>> Begin Material provided
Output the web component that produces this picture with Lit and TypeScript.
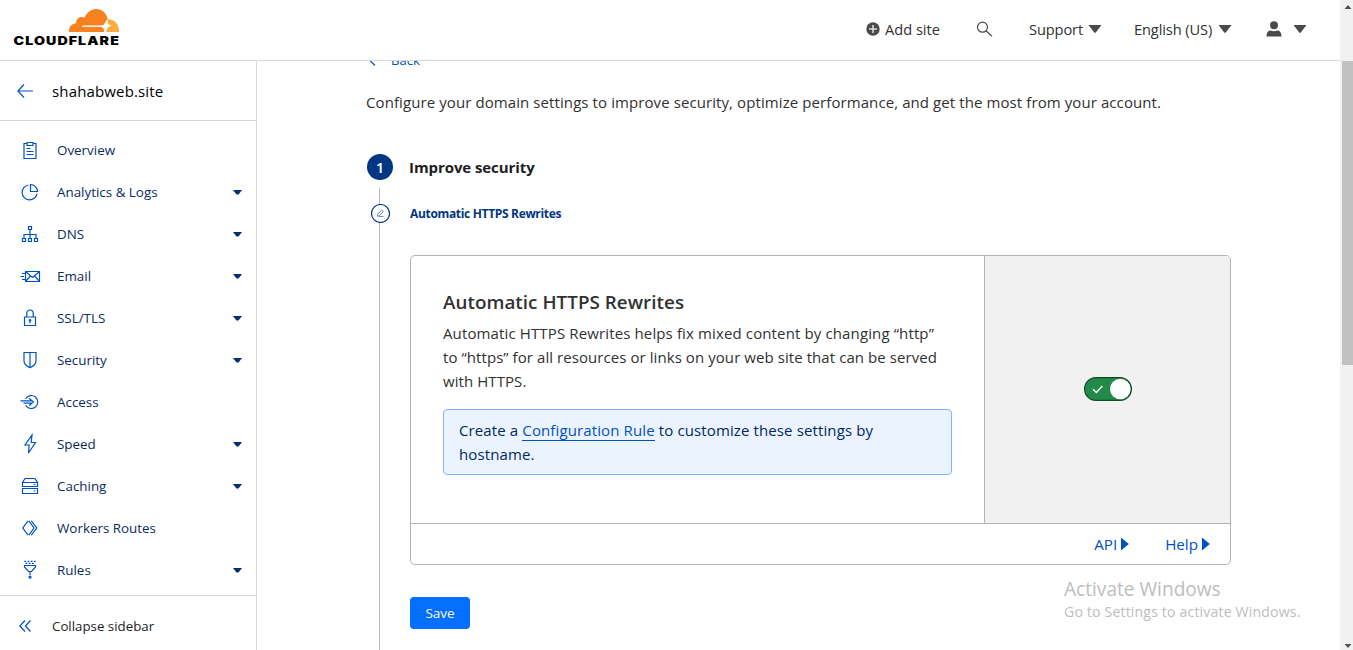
import { LitElement, html, css, svg } from "lit";
import { customElement, property } from "lit/decorators.js";

const ICONS: Record<string, unknown> = {
  overview: svg`<path d="M7 3.5H4v15h12v-15h-3M7 2.5h6v3H7zM6.5 8.5h4M6.5 11.5h7M6.5 14.5h7"/>`,
  analytics: svg`<path d="M8.500 3A7.500 7.500 0 1 0 17 11.700"/><path d="M10.500 2.500v7h7a7 7 0 0 0-7-7z"/>`,
  dns: svg`<path d="M8.500 2.500h3v3h-3zM2.500 14.500h3v3h-3zM8.500 14.500h3v3h-3zM14.500 14.500h3v3h-3zM10 5.500v9M4 14.500v-4h12v4"/>`,
  email: svg`<path d="M5.500 5.500h14v10h-14zM5.500 5.500l7 6 7-6M5.500 15.500l5-5.500M19.500 15.500l-5-5.500M2 7.500h3M.500 10.500h3.500M2 13.500h3"/>`,
  ssl: svg`<path d="M4.500 9h11v8.500h-11zM6.800 9V5.200a3.200 3.200 0 0 1 6.400 0V9M10 12v3.200"/><circle cx="10" cy="12.300" r=".7"/>`,
  security: svg`<path d="M4 2.500h12V11c0 3-2.500 5-6 6.700C6.500 16 4 14 4 11zM10 2.500v15"/>`,
  access: svg`<path d="M5.600 6.800A6.500 6.500 0 1 1 5.600 13.200M.500 8.800H12M3.500 11.200H12M9 6.300l4.500 3.700L9 13.700"/>`,
  speed: svg`<path d="M12 1.200L5 11h4.200L8.500 19 15.500 8.500h-4.300z"/>`,
  caching: svg`<path d="M2.500 10.500V6.500L5 2.500h10l2.500 4v4zM2.500 6.500h15M2.500 12.500h15v5h-15zM13.800 8.500h1.500M13.800 15h1.500"/>`,
  workers: svg`<path d="M8 2.800L2.800 10 8 17.200M8.800 2.800L14 10l-5.200 7.200M11.300 2.800L16.800 10l-5.500 7.200"/>`,
  rules: svg`<path d="M4.500 5.500h11v1.500l-4 4.500h-3l-4-4.500zM8.500 11.500h3M10 11.500v4M9.200 16.500h1.600v1.500H9.200z"/><path stroke-dasharray="1.800 1.400" d="M4.300 1.300h12M5.500 3.300h9"/>`,
};

const NAV: [string, string, boolean][] = [
  ["overview", "Overview", false],
  ["analytics", "Analytics & Logs", true],
  ["dns", "DNS", true],
  ["email", "Email", true],
  ["ssl", "SSL/TLS", true],
  ["security", "Security", true],
  ["access", "Access", false],
  ["speed", "Speed", true],
  ["caching", "Caching", true],
  ["workers", "Workers Routes", false],
  ["rules", "Rules", true],
];

@customElement("nav-item")
class NavItem extends LitElement {
  @property() icon = "";
  @property() label = "";
  @property({ type: Boolean }) expandable = false;

  static styles = css`
    :host { display: flex; align-items: center; height: 42px; padding: 0 14px 0 20px; color: #003682; font-size: 13.4px; }
    .icon { width: 20px; height: 20px; fill: none; stroke: #0051c3; stroke-width: 1.2; overflow: visible; }
    .label { flex: 1; margin-left: 17px; color: #0b2c5c; }
    .caret { width: 9px; height: 5px; fill: #00306e; }
  `;

  render() {
    return html`
      <svg class="icon" viewBox="0 0 20 20">${ICONS[this.icon]}</svg>
      <span class="label">${this.label}</span>
      ${this.expandable ? html`<svg class="caret" viewBox="0 0 9 5"><path d="M0 0h9L5.500 4.500h-2z"/></svg>` : ""}
    `;
  }
}

@customElement("app-root")
class AppRoot extends LitElement {
  static styles = css`
    :host { display: flex; height: 650px; overflow: hidden; background: #fff; color: #313131; font: 15px/24px "Open Sans", "Noto Sans", sans-serif; }
    * { box-sizing: border-box; }
    svg { display: block; flex: none; }
    h1, h2, h3, p { margin: 0; }
    .page { width: 1340px; display: grid; grid-template: 61px 589px / 257px 1fr; }
    .top { grid-column: 1 / 3; display: flex; align-items: center; border-bottom: 1px solid #d9d9d9; padding: 0 33px 2px 13px; font-size: 14.6px; }
    .logo { width: 108px; height: 60px; margin: 2px auto 0 0; }
    .word { font: 900 11.8px Inter, sans-serif; letter-spacing: .9px; }
    .entry { display: flex; align-items: center; }
    .add { gap: 5px; margin-right: 36px; width: 74px; white-space: nowrap; }
    .find { margin-right: 36px; }
    .support { width: 73px; justify-content: space-between; margin-right: 32px; }
    .language { width: 98px; justify-content: space-between; margin-right: 34px; }
    .language span, .support span { white-space: nowrap; }
    .language span, .support span { letter-spacing: -.1px; }
    .user { gap: 11px; }

    .side { border-right: 1px solid #d9d9d9; display: flex; flex-direction: column; }
    .site { height: 60px; display: flex; align-items: center; gap: 19px; padding-left: 17px; border-bottom: 1px solid #d9d9d9; font-size: 15px; letter-spacing: .15px; color: #000; font-weight: 500; }
    .line { fill: none; stroke: #0051c3; stroke-width: 1.2; }
    .nav { height: 474px; padding-top: 8px; overflow: hidden; }
    .collapse { flex: 1; border-top: 1px solid #d9d9d9; display: flex; align-items: center; gap: 20px; padding: 6px 0 0 19px; font-size: 13.3px; color: #1d1d1d; }

    .main { overflow: hidden; padding: 0 109px 0 110px; }
    .back { display: flex; align-items: center; gap: 15px; height: 24px; margin-top: -13px; padding-left: 1px; color: #0051c3; font-size: 13.1px; }
    .intro { margin: 18px 0 0 -1px; height: 24px; font-size: 15px; letter-spacing: .09px; white-space: nowrap; }
    .steps { display: grid; grid-template-columns: 26px 821px; column-gap: 17px; margin-top: 40px; }
    .rail { display: flex; flex-direction: column; align-items: center; }
    .num { width: 26px; height: 26px; border-radius: 50%; background: #003682; color: #fff; font-weight: 600; font-size: 15px; line-height: 26px; text-align: center; }
    .thread { width: 1px; height: 16px; margin: 8px 1px 0 0; background: #b6b7b9; }
    .long { height: 430px; margin-top: 0; }
    .step { font-size: 15px; font-weight: 700; letter-spacing: -.08px; color: #1d1d1d; line-height: 26px; margin-left: -1px; }
    .sub { font-size: 12px; font-weight: 700; letter-spacing: -.33px; color: #003682; line-height: 20px; margin-top: 24px; }
    .card { margin-top: 31px; height: 310px; border: 1px solid #b2b3b5; border-radius: 5px; overflow: hidden; display: grid; grid-template: 267px 1fr / 573px 1fr; }
    .body { padding: 34px 32px 0; }
    .title { font-size: 18.8px; line-height: 24px; font-weight: 600; letter-spacing: .05px; }
    .desc { margin-top: 7px; white-space: nowrap; letter-spacing: .07px; }
    .wide { letter-spacing: .13px; }
    .note { margin-top: 16px; height: 66px; width: 509px; padding: 8px 15px; border: 1px solid #82b6ff; border-radius: 4px; background: #ebf3ff; color: #00295f; letter-spacing: .12px; }
    .link { color: #0051c3; border-bottom: 1px solid #0051c3; line-height: 19px; display: inline-block; }
    .control { background: #f1f1f1; border-left: 1px solid #b2b3b5; display: flex; align-items: center; justify-content: center; padding-bottom: 2px; }
    .foot { grid-column: 1 / 3; border-top: 1px solid #b2b3b5; display: flex; justify-content: flex-end; align-items: center; padding: 0 20px 0 0; gap: 36px; color: #0051c3; font-size: 15.2px; }
    .foot span { display: flex; align-items: center; gap: 4px; }
    .save { width: 60px; height: 32px; margin-top: 32px; border-radius: 4px; background: #056fff; color: #fff; font-size: 13.5px; line-height: 32px; text-align: center; }

    .mark { position: absolute; left: 1064px; top: 577px; color: #bdbdbd; white-space: nowrap; }
    .big { font-size: 19.1px; line-height: 25px; }
    .small { font-size: 14.1px; letter-spacing: .16px; line-height: 20px; }

    .scroll { width: 13px; height: 650px; background: #f1f1f1; display: flex; flex-direction: column; align-items: flex-end; }
    .arrow { width: 11px; height: 17px; fill: #505050; }
    .thumb { width: 11px; height: 304px; margin: 44px 0 auto; background: #c1c1c1; }
  `;

  caret() {
    return html`<svg width="14" height="8" viewBox="0 0 14 8"><path fill="#4a4a4a" d="M.500 0h13L8 7.200q-1 1-2 0z"/></svg>`;
  }

  render() {
    return html`
      <div class="page">
        <header class="top">
          <svg class="logo" viewBox="13 0 108 60">
            <path fill="#f6821f" d="M69 32c-.600-4.500 2.500-8.500 7.200-8.700-.700-5 4.300-8 8.300-5.500C86.500 12.500 91 9 96 9c6 0 10.500 4.200 11.700 10l-1 7-2 6z"/>
            <path fill="#fbad41" d="M107.800 19.300c6.700-.3 11.700 5.300 11.200 12.700h-15l1.500-5z"/>
            <path fill="#fff" d="M82 25.500h18.500c2.500 0 4-.500 5-4l2.300-2.200c-.5 4.500.7 5.700 4.200 6.500-3.500.5-5 2-6 6.200h-2c0-3.500-.500-4.700-3.500-5L82 26.700z"/>
            <text class="word" x="13.500" y="45" textLength="106.500" lengthAdjust="spacingAndGlyphs">CLOUDFLARE</text>
          </svg>
          <div class="entry add">
            <svg width="14" height="14" viewBox="0 0 14 14"><circle cx="7" cy="7" r="6.700" fill="#4a4a4a"/><path stroke="#ddd" stroke-width="1.500" d="M7 3v8M3 7h8"/></svg>
            <span>Add site</span>
          </div>
          <svg class="find" width="17" height="17" viewBox="0 0 17 17" fill="none" stroke="#4a4a4a" stroke-width="1.200"><circle cx="6.500" cy="6.200" r="5"/><path d="M10 9.800l6 5.500"/></svg>
          <div class="entry support"><span>Support</span>${this.caret()}</div>
          <div class="entry language"><span>English (US)</span>${this.caret()}</div>
          <div class="entry user">
            <svg width="16" height="16" viewBox="0 0 16 16" fill="#4a4a4a"><circle cx="8" cy="4.200" r="4"/><path d="M.500 15.500c0-4 2-6 4-6q3.500 1.500 7 0c2 0 4 2 4 6z"/></svg>
            ${this.caret()}
          </div>
        </header>
        <aside class="side">
          <div class="site">
            <svg class="line" width="16" height="16" viewBox="0 0 16 16"><path d="M7 1.500L.900 8 7 14.500M.900 8H16"/></svg>
            <span>shahabweb.site</span>
          </div>
          <nav class="nav">
            ${NAV.map(([icon, label, more]) => html`<nav-item icon=${icon} label=${label} ?expandable=${more}></nav-item>`)}
          </nav>
          <div class="collapse">
            <svg class="line" width="13" height="12" viewBox="0 0 13 12"><path d="M6 .500L.900 6 6 11.500M11.500.500L6.400 6l5.100 5.500"/></svg>
            <span>Collapse sidebar</span>
          </div>
        </aside>
        <main class="main">
          <div class="back">
            <svg class="line" width="8" height="12" viewBox="0 0 8 12"><path d="M7 .500L1.500 6l5.500 5.500"/></svg>
            <span>Back</span>
          </div>
          <p class="intro">Configure your domain settings to improve security, optimize performance, and get the most from your account.</p>
          <section class="steps">
            <div class="rail">
              <div class="num">1</div>
              <div class="thread"></div>
              <svg width="20" height="19" viewBox="0 0 20 19" fill="none" stroke="#003682"><circle cx="10.500" cy="9.500" r="9" stroke-width="1.200"/><path stroke="#5f7fb0" stroke-width=".9" d="M7.300 12.300l.5-2.500 4-3.800 1.700 1.600-4 4zM9 12.500h4.500"/></svg>
              <div class="thread long"></div>
            </div>
            <div>
              <h1 class="step">Improve security</h1>
              <h2 class="sub">Automatic HTTPS Rewrites</h2>
              <div class="card">
                <div class="body">
                  <h3 class="title">Automatic HTTPS Rewrites</h3>
                  <p class="desc"><span class="wide">Automatic HTTPS Rewrites helps fix mixed content by changing “http”</span><br>to “https” for all resources or links on your web site that can be served<br>with HTTPS.</p>
                  <p class="note">Create a <span class="link">Configuration Rule</span> to customize these settings by<br>hostname.</p>
                </div>
                <div class="control">
                  <svg width="48" height="24" viewBox="0 0 48 24"><rect x=".600" y=".600" width="46.800" height="22.800" rx="11.400" fill="#228b49" stroke="#0f4a25" stroke-width="1.200"/><circle cx="36.300" cy="12" r="10.300" fill="#fff"/><path d="M9 12.200l3.300 3.300L18.300 9" fill="none" stroke="#fff" stroke-width="1.400"/></svg>
                </div>
                <div class="foot">
                  <span>API<svg width="8" height="14" viewBox="0 0 8 14"><path fill="#0051c3" d="M0 .500v13L7.800 7z"/></svg></span>
                  <span>Help<svg width="8" height="14" viewBox="0 0 8 14"><path fill="#0051c3" d="M0 .500v13L7.800 7z"/></svg></span>
                </div>
              </div>
              <div class="save">Save</div>
            </div>
          </section>
        </main>
      </div>
      <div class="scroll">
        <svg class="arrow" viewBox="0 0 11 17"><path d="M2.500 9h7L6 5z"/></svg>
        <div class="thumb"></div>
        <svg class="arrow" viewBox="0 0 11 17"><path d="M2.500 11h7L6 15z"/></svg>
      </div>
      <div class="mark"><div class="big">Activate Windows</div><div class="small">Go to Settings to activate Windows.</div></div>
    `;
  }
}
>> End Material provided
## Instruction
Scan the material above. Extract every line in which the word "with" occurs.

## Exercise answer
Output the web component that produces this picture with Lit and TypeScript.
                  <p class="desc"><span class="wide">Automatic HTTPS Rewrites helps fix mixed content by changing “http”</span><br>to “https” for all resources or links on your web site that can be served<br>with HTTPS.</p>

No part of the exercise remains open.